I have to admit, I'm not much of a Major League Baseball fan anymore. I guess all the work stoppages and acrimony between the players and owners has gotten to me.
Sure, I used to enjoy playing Little League and Babe Ruth ball, emulating my favorite players from Cincinnati's Big Red Machine or the Oakland Athletics of Reggie Jackson, Vida Blue and Sal Bando (my personal favorite) every time I stepped onto the diamond.
And more recently, like everyone else, I was caught up in the Big Mac/Sammy Sosa home run derby a few seasons ago, although I actually dislike all of this new era of baseball offense, what with steroids, smaller parks and juiced balls. And I kind of tuned out Barry Bond's 73-home run year two seasons past.
Having said all that, one player has certainly managed to capture my attention this year (no, not Sammy and his "batting practice" bat).
Albert Pujols, the 23-year-old third year outfielder for the St. Louis Cardinals, is threatening to dominate MLB like no player before him has.
One glance at his eye-popping numbers so far this year makes it little wonder that Cardinal skipper Tony LaRussa calls Pujols "the best player I've ever managed."

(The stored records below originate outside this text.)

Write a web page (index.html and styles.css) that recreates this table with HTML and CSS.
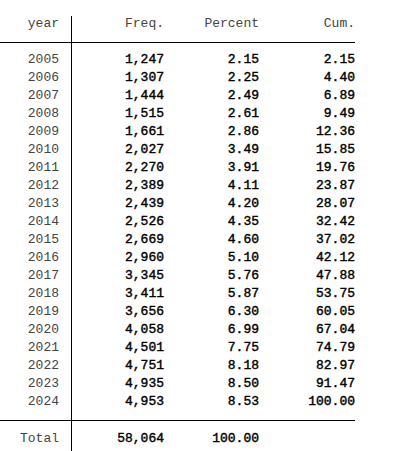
FILE: index.html
```html
<!DOCTYPE html>
<html>
<head>
    <meta charset="utf-8"/>
    <title>tabulate year</title>
    <link rel="stylesheet" href="styles.css">
</head>
<body>
<table class="tab">
    <thead>
        <tr>
            <th class="lab">year</th>
            <th>Freq.</th>
            <th>Percent</th>
            <th>Cum.</th>
        </tr>
    </thead>
    <tbody class="rows">
        <tr><td class="lab">2005</td><td>1,247</td><td>2.15</td><td>2.15</td></tr>
        <tr><td class="lab">2006</td><td>1,307</td><td>2.25</td><td>4.40</td></tr>
        <tr><td class="lab">2007</td><td>1,444</td><td>2.49</td><td>6.89</td></tr>
        <tr><td class="lab">2008</td><td>1,515</td><td>2.61</td><td>9.49</td></tr>
        <tr><td class="lab">2009</td><td>1,661</td><td>2.86</td><td>12.36</td></tr>
        <tr><td class="lab">2010</td><td>2,027</td><td>3.49</td><td>15.85</td></tr>
        <tr><td class="lab">2011</td><td>2,270</td><td>3.91</td><td>19.76</td></tr>
        <tr><td class="lab">2012</td><td>2,389</td><td>4.11</td><td>23.87</td></tr>
        <tr><td class="lab">2013</td><td>2,439</td><td>4.20</td><td>28.07</td></tr>
        <tr><td class="lab">2014</td><td>2,526</td><td>4.35</td><td>32.42</td></tr>
        <tr><td class="lab">2015</td><td>2,669</td><td>4.60</td><td>37.02</td></tr>
        <tr><td class="lab">2016</td><td>2,960</td><td>5.10</td><td>42.12</td></tr>
        <tr><td class="lab">2017</td><td>3,345</td><td>5.76</td><td>47.88</td></tr>
        <tr><td class="lab">2018</td><td>3,411</td><td>5.87</td><td>53.75</td></tr>
        <tr><td class="lab">2019</td><td>3,656</td><td>6.30</td><td>60.05</td></tr>
        <tr><td class="lab">2020</td><td>4,058</td><td>6.99</td><td>67.04</td></tr>
        <tr><td class="lab">2021</td><td>4,501</td><td>7.75</td><td>74.79</td></tr>
        <tr><td class="lab">2022</td><td>4,751</td><td>8.18</td><td>82.97</td></tr>
        <tr><td class="lab">2023</td><td>4,935</td><td>8.50</td><td>91.47</td></tr>
        <tr><td class="lab">2024</td><td>4,953</td><td>8.53</td><td>100.00</td></tr>
    </tbody>
    <tfoot class="total">
        <tr><td class="lab">Total</td><td>58,064</td><td>100.00</td><td></td></tr>
    </tfoot>
</table>
</body>
</html>
```

FILE: styles.css
```css
* {
    margin: 0;
    padding: 0;
}
body {
    background: #fff;
    padding-top: 16px;
    overflow: hidden;
}
.tab {
    border-collapse: separate;
    border-spacing: 0;
    font: 13px/18px "Liberation Mono", "Courier New", monospace;
    color: #000;
}
.tab th, .tab td {
    padding: 0;
    text-align: right;
    white-space: nowrap;
}
.tab th {
    font-weight: normal;
    color: #444;
    line-height: 16px;
    padding-bottom: 10px;
    border-bottom: 1px solid #000;
}
/* results a bit heavier than labels */
.tab td {
    font-weight: normal;
    -webkit-text-stroke: 0.4px #000;
}
.tab .lab {
    width: 59px;
    padding-right: 12px;
    border-right: 1px solid #000;
    color: #444;
    -webkit-text-stroke: 0;
}
.tab th:nth-child(2), .tab td:nth-child(2) {
    width: 92px;
}
.tab th:nth-child(3), .tab td:nth-child(3) {
    width: 95px;
}
.tab th:nth-child(4), .tab td:nth-child(4) {
    width: 96px;
}
.rows tr:first-child td {
    padding-top: 8px;
}
.rows tr:last-child td {
    padding-bottom: 9px;
}
.total td {
    border-top: 1px solid #000;
    padding-top: 9px;
    padding-bottom: 20px;
}
```
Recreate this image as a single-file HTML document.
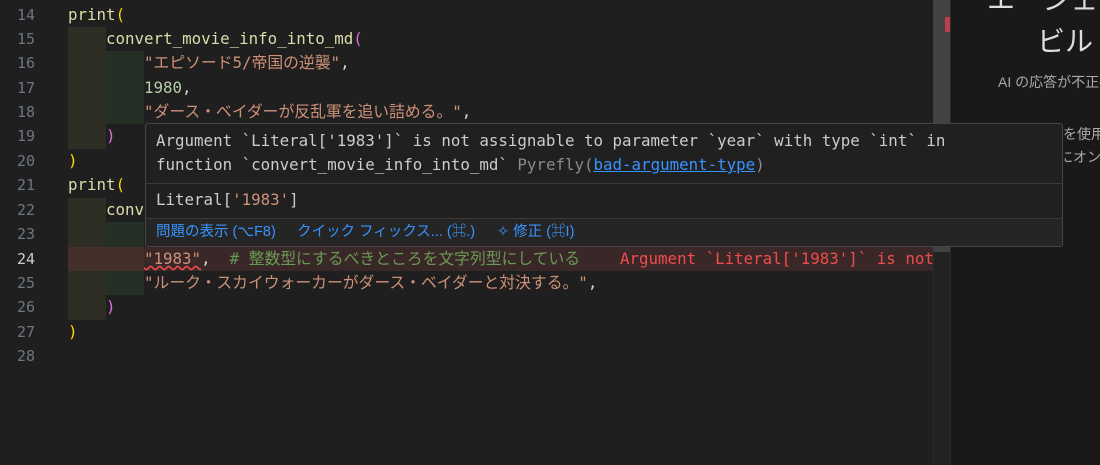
<!DOCTYPE html>
<html><head><meta charset="utf-8"><style>
*{margin:0;padding:0;box-sizing:border-box}
body{width:1100px;height:465px;background:#1f1f1f;overflow:hidden;position:relative;font-family:"DejaVu Sans Mono","Noto Sans CJK JP",monospace;font-size:15.8px;color:#d4d4d4}
.ln{position:absolute;left:0;width:35px;text-align:right;color:#6e7681;height:24px;line-height:24px;font-size:15px}
.cd{position:absolute;left:68px;white-space:pre;height:24px;line-height:24px}
.g1{position:absolute;left:68px;width:38px;background:#2d2d23}
.g2{position:absolute;left:106px;width:38px;background:#243026}
.f{color:#dcdcaa}.y{color:#ffd700}.p{color:#da70d6}.s{color:#ce9178}.n{color:#b5cea8}.c{color:#6a9955}.e{color:#f14c4c}
.ui{font-family:"Liberation Sans","Noto Sans CJK JP",sans-serif}
.j{font-size:15.8px}
</style></head><body>
<div class="g1" style="top:27px;height:122px"></div>
<div class="g2" style="top:51px;height:73px"></div>
<div class="g1" style="top:198px;height:122px"></div>
<div class="g2" style="top:222px;height:73px"></div>
<div style="position:absolute;left:68px;top:247px;width:865px;height:24px;background:#3a2828"></div>
<div style="position:absolute;left:68px;top:247px;width:76px;height:24px;background:#43302a"></div>

<div class="ln" style="top:3px">14</div><div class="cd f" style="top:3px">print<span class="y">(</span></div>
<div class="ln" style="top:27px">15</div><div class="cd f" style="top:27px;left:106px">convert_movie_info_into_md<span class="p">(</span></div>
<div class="ln" style="top:51px">16</div><div class="cd s" style="top:51px;left:144px">"<span class="j">エピソード</span>5/<span class="j">帝国の逆襲</span>"<span style="color:#d4d4d4">,</span></div>
<div class="ln" style="top:76px">17</div><div class="cd n" style="top:76px;left:144px">1980<span style="color:#d4d4d4">,</span></div>
<div class="ln" style="top:100px">18</div><div class="cd s" style="top:100px;left:144px">"<span class="j">ダース・ベイダーが反乱軍を追い詰める。</span>"<span style="color:#d4d4d4">,</span></div>
<div class="ln" style="top:124px">19</div><div class="cd p" style="top:124px;left:106px">)</div>
<div class="ln" style="top:149px">20</div><div class="cd y" style="top:149px">)</div>
<div class="ln" style="top:173px">21</div><div class="cd f" style="top:173px">print<span class="y">(</span></div>
<div class="ln" style="top:198px">22</div><div class="cd f" style="top:198px;left:106px">convert_movie_info_into_md<span class="p">(</span></div>
<div class="ln" style="top:222px">23</div>
<div class="ln" style="top:247px;color:#ccc">24</div><div class="cd" style="top:247px;left:144px"><span class="s" style="text-decoration:underline wavy #f14c4c">"1983"</span>,  <span class="c"># <span class="j">整数型にするべきところを文字列型にしている</span></span></div>
<div class="cd e" style="top:247px;left:620px;width:313px;overflow:hidden">Argument `Literal['1983']` is not a</div>
<div class="ln" style="top:271px">25</div><div class="cd s" style="top:271px;left:144px">"<span class="j">ルーク・スカイウォーカーがダース・ベイダーと対決する。</span>"<span style="color:#d4d4d4">,</span></div>
<div class="ln" style="top:295px">26</div><div class="cd p" style="top:295px;left:106px">)</div>
<div class="ln" style="top:320px">27</div><div class="cd y" style="top:320px">)</div>
<div class="ln" style="top:344px">28</div>

<div style="position:absolute;left:933px;top:0;width:17px;height:465px;background:#222;border-left:1px solid #2a2a2a"></div>
<div style="position:absolute;left:933px;top:0;width:17px;height:252px;background:#424242"></div>
<div style="position:absolute;left:945px;top:17px;width:5px;height:15px;background:#b8404a"></div>
<div class="ui" style="position:absolute;left:950px;top:0;width:150px;height:465px;background:#191919;border-left:1px solid #2b2b2b;color:#ccc">
<div style="position:absolute;left:36px;top:-22px;font-size:28px;white-space:nowrap;color:#ddd">エージェント</div>
<div style="position:absolute;left:86px;top:20px;font-size:28px;white-space:nowrap;color:#ddd">ビルド</div>
<div style="position:absolute;left:47px;top:72px;font-size:14px;white-space:nowrap;color:#aaa">AI の応答が不正確</div>
<div style="position:absolute;left:112px;top:124px;font-size:14px;white-space:nowrap;color:#aaa">を使用</div>
<div style="position:absolute;left:108px;top:147px;font-size:14px;white-space:nowrap;color:#aaa">にオン</div>
</div>

<div style="position:absolute;left:145px;top:123px;width:918px;height:124px;background:#202020;border:1px solid #454545;border-radius:3px;overflow:hidden">
<div style="position:absolute;left:10px;top:5px;line-height:24px;white-space:pre;color:#ccc">Argument `Literal['1983']` is not assignable to parameter `year` with type `int` in
function `convert_movie_info_into_md` <span style="color:#8a8a8a">Pyrefly(</span><span style="color:#3794ff;text-decoration:underline">bad-argument-type</span><span style="color:#8a8a8a">)</span></div>
<div style="position:absolute;left:0;top:59px;width:100%;height:1px;background:#3a3a3a"></div>
<div style="position:absolute;left:10px;top:64px;line-height:24px;white-space:pre;color:#ccc">Literal[<span class="s">'1983'</span>]</div>
<div style="position:absolute;left:0;top:94px;width:100%;height:29px;background:#252525;border-top:1px solid #3a3a3a"></div>
<div class="ui" style="position:absolute;left:10px;top:98px;font-size:14.5px;line-height:20px;white-space:pre;color:#3794ff">問題の表示 (⌥F8)</div>
<div class="ui" style="position:absolute;left:151px;top:98px;font-size:14.5px;line-height:20px;white-space:pre;color:#3794ff">クイック フィックス... (⌘.)</div>
<div class="ui" style="position:absolute;left:351px;top:98px;font-size:14.5px;line-height:20px;white-space:pre;color:#3794ff">✧ 修正 (⌘I)</div>
</div>
</body></html>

Pujols currently leads the major leagues with a .394 batting average, leads the majors with 71 runs scored, leads the National League with 68 RBIs, is tied for the major league lead in hits with 12, leads the majors with 29 doubles, and is sixth in Major League Baseball with 21 home runs.
Wow. Heady stuff indeed.
It's not uncommon for a young player (Pujols played his college ball at a community college in Kansas City) to have a good first year offensively before major league pitching forces him to either adjust or come back to earth.
But consider Pujols' second year (last season) in the big leagues.
After his first season with the Cardinals earned him Rookie of the Year honors, major league pitchers caught up with Pujols the first half of last season, holding him to a .280 average.
No problem; Pujols made some adjustments at the plate and bounced back with a .335 average, and a league leading 61 RBIs after the All-Star break.
From a historical perspective, Pujols' first two years with a .321 average, 71 homers, and 257 RBIs ranks him third all time behind a pair of Hall of Famers.
Only Ted Williams (.336, 54, 258) and Joe DiMaggio (.335, 75, 292) had more productive debuts their first two seasons.
Pujols is the only player to hit .300 with 30 home runs, 100 RBIs and 100 runs scored in his first two big-league years.
So while many tout the Rangers' Alex Rodriguez as the games' finest player, I'll take Pujols, although Rodriguez does get the nod from a defensive standpoint.
What does all this mean?
st means that even though I rarely watch a full MLB game and the Cardinals are not one of my favorite teams (they even rank number two on my list of favored baseball teams in the state of Missouri), I do plan on watching number five for the Cardinals continue to mature and see if it leads him to Cooperstown.